Vividly illustrated, the evocative scenes reflect a revelatory inclination to close observation that characterized both her fine-art and dance practices, and provide a forum for the diverse facets of her persona to enter dialog. While kept decidedly separate by Eshkol, these dual vocations inevitably came to share conceptual groundwork. Sets of guidelines and strict adherence to them stood at the forefront of each, giving rise to highly methodical series of systems - ones that concerned themselves with cataloging and deploying repetition to capture ephemeral moments.
The suite of wall carpets presented showcases Eshkol’s world in a succession of expressive scenarios, a group of which is presented free-hanging to reveal the works’ utilitarian construction, traveling through dense depictions of forested wilds and abstracted interpretations of choreographic formations, before venturing into portrayals of natural phenomena and the cosmos. In Geulas Tree (1990s), elongated strips of brown become a tree’s trunk and branches. Reaching upward, the limbs sprout tufts of autumn-toned foliage, while leaves in blues, greens and off-whites line their lengths. Strips of dark fabric, printed in florals and punctuated with ornamental bands, frame the tree, creating a boundary that in a single motion defines pictorial space and allows it to be transgressed. Nature gives way to orchestration in Halo Light (1980s), which sees layered sequences of repeated forms circle the work’s core, mimicking a chain of twirling dancers viewed from above. Swaths of silk appear luminescent, catching surrounding light and releasing it, lending the wall carpet an ethereal glow. This same radiance ascends above the terrestrial plane, extending to the sky and beyond in Planet (1998). A radial arrangement of patterned swatches emanates from the work’s middle, rippling outward and evoking a ringed celestial body.

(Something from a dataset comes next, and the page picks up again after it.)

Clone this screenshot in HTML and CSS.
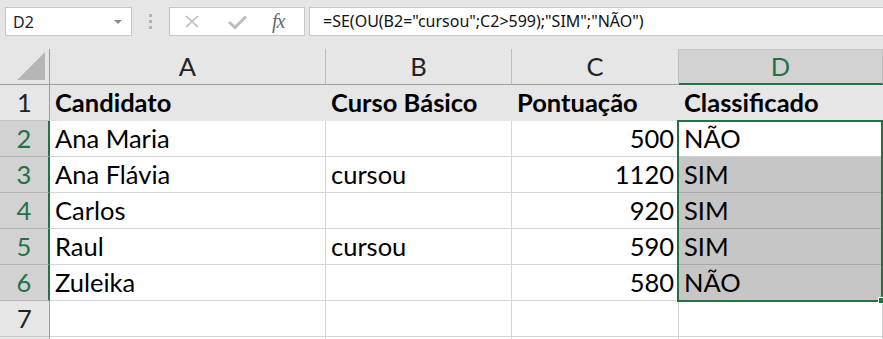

Four-pointed stars glinting in white are applied to the arrangement’s surface, imparting a depth to Eshkol’s spacescape and exemplifying the artist’s endless capacity for deftly crafting a distinct sense of place.

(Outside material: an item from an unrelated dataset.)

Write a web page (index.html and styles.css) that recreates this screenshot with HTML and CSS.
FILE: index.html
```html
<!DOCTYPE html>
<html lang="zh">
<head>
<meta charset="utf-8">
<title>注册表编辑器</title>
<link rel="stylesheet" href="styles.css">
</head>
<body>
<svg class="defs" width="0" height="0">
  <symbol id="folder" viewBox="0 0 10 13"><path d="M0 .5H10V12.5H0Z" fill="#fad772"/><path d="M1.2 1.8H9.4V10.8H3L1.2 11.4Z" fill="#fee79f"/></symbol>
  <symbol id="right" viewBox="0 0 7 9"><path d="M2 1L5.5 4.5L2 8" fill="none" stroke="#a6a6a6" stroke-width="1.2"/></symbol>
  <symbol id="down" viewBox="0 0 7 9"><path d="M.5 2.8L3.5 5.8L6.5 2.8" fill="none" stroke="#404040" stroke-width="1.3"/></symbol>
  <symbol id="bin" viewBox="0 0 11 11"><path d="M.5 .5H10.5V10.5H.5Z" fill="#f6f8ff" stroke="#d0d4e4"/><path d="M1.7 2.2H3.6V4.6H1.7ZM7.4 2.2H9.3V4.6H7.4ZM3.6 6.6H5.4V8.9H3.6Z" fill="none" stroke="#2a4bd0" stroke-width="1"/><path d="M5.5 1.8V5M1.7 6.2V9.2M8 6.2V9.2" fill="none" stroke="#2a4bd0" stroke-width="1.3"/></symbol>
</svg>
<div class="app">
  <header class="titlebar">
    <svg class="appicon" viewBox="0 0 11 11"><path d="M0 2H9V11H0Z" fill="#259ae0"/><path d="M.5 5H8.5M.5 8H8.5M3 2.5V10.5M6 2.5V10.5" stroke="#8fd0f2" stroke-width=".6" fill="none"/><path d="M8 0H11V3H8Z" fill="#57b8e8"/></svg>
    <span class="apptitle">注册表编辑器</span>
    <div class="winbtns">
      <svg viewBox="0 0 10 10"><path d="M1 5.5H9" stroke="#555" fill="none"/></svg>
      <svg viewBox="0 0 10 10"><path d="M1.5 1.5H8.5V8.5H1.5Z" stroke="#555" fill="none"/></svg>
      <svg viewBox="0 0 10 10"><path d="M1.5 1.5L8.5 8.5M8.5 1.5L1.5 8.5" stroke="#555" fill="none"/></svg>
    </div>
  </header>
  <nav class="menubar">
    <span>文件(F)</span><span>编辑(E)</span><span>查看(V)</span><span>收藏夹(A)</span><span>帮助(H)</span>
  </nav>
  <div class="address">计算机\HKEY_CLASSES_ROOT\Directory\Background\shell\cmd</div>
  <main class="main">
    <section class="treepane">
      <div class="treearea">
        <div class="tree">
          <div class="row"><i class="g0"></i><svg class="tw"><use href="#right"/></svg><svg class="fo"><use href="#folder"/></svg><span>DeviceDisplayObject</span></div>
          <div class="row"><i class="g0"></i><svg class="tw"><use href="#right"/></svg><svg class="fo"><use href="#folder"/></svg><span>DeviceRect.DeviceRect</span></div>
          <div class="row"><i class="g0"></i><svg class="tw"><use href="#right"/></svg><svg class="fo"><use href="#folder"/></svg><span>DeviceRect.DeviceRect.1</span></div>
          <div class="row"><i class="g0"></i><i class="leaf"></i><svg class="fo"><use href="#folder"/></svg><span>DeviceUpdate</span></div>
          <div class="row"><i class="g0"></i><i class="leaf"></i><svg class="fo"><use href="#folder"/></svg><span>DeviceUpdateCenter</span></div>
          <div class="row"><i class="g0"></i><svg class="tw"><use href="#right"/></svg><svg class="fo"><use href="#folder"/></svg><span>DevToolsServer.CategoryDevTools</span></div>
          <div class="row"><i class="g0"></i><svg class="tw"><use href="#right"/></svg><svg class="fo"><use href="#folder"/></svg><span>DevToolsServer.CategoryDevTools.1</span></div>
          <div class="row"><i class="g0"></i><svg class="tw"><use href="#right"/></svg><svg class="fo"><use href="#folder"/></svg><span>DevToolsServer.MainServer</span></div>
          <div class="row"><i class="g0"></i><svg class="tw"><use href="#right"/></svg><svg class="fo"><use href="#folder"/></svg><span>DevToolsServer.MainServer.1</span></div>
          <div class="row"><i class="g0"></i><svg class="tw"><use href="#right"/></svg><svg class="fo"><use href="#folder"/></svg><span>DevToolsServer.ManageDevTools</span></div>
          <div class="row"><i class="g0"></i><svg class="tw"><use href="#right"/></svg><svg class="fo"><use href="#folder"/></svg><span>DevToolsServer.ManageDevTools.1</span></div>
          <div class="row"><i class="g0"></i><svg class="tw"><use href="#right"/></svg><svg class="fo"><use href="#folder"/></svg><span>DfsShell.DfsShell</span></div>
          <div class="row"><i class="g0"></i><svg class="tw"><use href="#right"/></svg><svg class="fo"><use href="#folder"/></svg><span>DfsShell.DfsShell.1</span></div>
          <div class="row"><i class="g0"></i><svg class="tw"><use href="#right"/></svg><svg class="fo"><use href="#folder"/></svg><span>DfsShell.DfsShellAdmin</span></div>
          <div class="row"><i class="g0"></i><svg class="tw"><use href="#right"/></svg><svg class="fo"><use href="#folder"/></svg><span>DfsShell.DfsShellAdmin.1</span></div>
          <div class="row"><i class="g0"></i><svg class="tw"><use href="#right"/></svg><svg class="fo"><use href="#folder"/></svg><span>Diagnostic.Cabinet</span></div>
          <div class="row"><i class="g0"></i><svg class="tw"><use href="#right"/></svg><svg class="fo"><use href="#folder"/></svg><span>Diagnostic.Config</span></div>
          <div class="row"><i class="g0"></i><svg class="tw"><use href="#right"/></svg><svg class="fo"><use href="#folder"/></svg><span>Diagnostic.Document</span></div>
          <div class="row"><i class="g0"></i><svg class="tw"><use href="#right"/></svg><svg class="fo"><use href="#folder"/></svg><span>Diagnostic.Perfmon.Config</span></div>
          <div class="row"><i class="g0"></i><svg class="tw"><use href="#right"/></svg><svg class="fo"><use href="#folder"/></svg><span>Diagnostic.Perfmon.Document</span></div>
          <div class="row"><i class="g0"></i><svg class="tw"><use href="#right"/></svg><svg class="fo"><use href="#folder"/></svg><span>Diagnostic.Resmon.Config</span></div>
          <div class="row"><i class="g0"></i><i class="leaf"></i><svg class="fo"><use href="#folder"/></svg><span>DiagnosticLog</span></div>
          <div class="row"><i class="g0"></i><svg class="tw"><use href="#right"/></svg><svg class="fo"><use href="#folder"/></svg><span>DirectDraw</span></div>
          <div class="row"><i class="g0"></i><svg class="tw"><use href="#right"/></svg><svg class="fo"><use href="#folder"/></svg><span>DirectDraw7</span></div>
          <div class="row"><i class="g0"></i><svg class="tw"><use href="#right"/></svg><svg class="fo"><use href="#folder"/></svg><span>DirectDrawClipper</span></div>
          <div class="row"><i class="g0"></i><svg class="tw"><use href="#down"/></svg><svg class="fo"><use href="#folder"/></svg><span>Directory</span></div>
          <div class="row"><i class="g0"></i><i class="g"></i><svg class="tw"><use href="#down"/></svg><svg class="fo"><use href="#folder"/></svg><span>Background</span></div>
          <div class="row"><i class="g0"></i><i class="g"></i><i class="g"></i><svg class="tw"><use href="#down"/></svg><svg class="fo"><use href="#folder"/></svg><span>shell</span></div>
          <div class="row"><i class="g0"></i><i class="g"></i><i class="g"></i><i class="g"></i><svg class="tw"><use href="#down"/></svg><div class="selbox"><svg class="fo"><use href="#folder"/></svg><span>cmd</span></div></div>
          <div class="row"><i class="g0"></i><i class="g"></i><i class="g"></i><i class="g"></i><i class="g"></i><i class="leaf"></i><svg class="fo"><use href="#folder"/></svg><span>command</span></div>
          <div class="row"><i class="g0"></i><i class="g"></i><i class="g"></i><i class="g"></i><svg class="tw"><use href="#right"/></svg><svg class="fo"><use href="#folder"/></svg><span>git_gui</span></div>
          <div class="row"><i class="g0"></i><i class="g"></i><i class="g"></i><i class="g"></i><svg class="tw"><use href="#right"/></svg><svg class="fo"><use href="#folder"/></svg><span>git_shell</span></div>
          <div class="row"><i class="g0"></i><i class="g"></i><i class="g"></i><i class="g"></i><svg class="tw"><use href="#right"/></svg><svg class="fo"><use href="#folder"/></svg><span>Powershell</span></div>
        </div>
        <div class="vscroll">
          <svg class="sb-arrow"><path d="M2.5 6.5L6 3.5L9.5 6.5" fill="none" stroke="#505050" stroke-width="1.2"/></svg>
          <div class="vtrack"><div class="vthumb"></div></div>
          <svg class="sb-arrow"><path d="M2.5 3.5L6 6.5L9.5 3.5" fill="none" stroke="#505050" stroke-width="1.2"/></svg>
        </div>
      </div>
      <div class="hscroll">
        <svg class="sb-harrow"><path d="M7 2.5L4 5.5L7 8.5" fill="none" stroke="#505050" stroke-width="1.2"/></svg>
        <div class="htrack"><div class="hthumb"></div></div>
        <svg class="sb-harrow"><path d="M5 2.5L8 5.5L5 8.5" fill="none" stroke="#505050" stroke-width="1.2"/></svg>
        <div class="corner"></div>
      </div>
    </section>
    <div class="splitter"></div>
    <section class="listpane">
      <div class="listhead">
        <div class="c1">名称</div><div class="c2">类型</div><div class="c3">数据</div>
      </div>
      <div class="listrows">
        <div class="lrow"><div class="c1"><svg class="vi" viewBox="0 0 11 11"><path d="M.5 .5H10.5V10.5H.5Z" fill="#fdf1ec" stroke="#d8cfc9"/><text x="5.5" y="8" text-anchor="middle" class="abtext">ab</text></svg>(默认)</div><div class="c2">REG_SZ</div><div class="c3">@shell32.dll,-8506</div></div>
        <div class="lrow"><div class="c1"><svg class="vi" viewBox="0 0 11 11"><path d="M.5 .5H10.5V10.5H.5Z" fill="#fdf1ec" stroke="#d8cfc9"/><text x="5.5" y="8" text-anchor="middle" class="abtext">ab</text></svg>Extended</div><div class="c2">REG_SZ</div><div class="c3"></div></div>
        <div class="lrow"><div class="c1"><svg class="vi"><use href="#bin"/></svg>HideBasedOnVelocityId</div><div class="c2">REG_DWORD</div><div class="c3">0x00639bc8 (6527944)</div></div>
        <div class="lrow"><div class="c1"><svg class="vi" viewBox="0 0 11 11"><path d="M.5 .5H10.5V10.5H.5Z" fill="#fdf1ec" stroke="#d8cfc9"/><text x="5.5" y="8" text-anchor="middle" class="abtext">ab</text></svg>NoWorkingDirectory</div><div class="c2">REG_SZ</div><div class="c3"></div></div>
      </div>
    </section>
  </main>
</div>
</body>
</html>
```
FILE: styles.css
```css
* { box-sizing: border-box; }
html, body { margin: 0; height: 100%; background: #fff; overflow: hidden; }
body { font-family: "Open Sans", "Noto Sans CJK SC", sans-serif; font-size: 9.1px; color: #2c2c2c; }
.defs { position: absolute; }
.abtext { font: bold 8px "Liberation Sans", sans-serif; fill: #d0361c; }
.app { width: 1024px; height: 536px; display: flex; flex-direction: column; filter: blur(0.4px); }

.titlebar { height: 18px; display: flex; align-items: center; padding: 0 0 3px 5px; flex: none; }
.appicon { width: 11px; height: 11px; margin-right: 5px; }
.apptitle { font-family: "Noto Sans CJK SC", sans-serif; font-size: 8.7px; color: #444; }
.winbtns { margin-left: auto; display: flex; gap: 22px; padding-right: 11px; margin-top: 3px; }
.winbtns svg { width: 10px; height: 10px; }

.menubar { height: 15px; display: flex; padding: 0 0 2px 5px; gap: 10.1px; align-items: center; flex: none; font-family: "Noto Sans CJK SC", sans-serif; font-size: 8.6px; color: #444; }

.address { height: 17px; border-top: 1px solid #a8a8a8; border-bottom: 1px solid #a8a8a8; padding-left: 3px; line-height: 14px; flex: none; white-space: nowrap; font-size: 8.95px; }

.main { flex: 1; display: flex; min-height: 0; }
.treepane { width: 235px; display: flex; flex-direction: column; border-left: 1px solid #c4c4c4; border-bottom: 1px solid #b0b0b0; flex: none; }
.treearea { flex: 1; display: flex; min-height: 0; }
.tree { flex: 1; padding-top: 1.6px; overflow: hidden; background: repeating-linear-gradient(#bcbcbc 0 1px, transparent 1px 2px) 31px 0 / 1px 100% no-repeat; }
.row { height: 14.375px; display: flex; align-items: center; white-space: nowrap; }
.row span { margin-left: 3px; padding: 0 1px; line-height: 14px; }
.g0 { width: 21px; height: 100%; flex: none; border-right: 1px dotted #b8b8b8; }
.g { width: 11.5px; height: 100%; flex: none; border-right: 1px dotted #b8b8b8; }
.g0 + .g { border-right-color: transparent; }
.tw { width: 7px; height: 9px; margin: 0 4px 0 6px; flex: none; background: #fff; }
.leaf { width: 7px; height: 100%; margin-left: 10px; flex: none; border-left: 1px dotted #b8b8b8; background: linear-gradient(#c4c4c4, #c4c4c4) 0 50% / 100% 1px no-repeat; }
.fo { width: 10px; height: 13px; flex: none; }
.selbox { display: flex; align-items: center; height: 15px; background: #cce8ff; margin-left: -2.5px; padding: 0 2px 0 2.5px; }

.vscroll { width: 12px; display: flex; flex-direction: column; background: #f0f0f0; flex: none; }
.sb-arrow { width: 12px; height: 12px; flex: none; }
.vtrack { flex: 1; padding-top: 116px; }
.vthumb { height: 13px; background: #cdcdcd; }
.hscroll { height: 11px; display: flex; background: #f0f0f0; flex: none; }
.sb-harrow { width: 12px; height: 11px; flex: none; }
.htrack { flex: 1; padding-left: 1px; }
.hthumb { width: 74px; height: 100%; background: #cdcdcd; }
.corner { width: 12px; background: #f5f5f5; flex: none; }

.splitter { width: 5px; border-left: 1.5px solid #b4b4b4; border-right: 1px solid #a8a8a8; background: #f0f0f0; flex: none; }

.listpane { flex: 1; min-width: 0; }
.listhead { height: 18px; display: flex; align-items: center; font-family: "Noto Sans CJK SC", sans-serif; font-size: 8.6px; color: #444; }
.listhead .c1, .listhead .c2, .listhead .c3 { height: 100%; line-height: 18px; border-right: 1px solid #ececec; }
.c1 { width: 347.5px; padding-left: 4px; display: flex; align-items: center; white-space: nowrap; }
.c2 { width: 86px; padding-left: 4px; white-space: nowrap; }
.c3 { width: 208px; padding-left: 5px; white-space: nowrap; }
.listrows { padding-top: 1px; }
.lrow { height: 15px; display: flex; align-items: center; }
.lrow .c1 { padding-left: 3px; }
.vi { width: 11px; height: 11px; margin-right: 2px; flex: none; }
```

The artwork of Noa Eshkol (b. 1924, Degania Bet, Mandatory Palestine; d. 2007, Holon, Israel) has been the subject of international solo and group exhibitions at Georg Kolbe Museum, Berlin (2024); Norrköpings Konstmuseum, Norrköping (2022); Oslo Kunstforening, Oslo (2021); Casa do Povo, São Paulo (2021); 34th Bienal de São Paulo, São Paulo (2021); Van Abbemuseum, Eindhoven (2019); CFHILL Art Space, Stockholm (2019); Vleeshal, Middelburg (2017); 20th Biennale of Sydney, Sydney (2016); Badischer Kunstverein, Karlsruhe (2016); Museum of Contemporary Art Tokyo, Tokyo (2014); Kunst- und Kulturstiftung Opelvillen Rüsselsheim, Rüsselsheim (2013); TBA21 Thyssen-Bornemisza Art Contemporary, Vienna (2012); The Jewish Museum, New York (2012); Los Angeles County Museum of Art, Los Angeles (2012); The Israel Museum, Jerusalem (2011); Center for Contemporary Art, Tel Aviv (2011); The Open Museum, Tefen Industrial Park, Kfar Vradim (2010); Hamumche Gallery, Tel Aviv (1998); Mishkan Museum of Art, Ein Harod (1996); Danish Museum of Decorative Art, Copenhagen (1980); and Tel Aviv Museum of Art, Tel Aviv (1978).
This year, KW Institute for Contemporary Art and the Georg Kolbe Museum reissued Noa Eshkol and Avraham Wachman’s landmark 1958 publication “Movement Notation” for the first time since its initial release.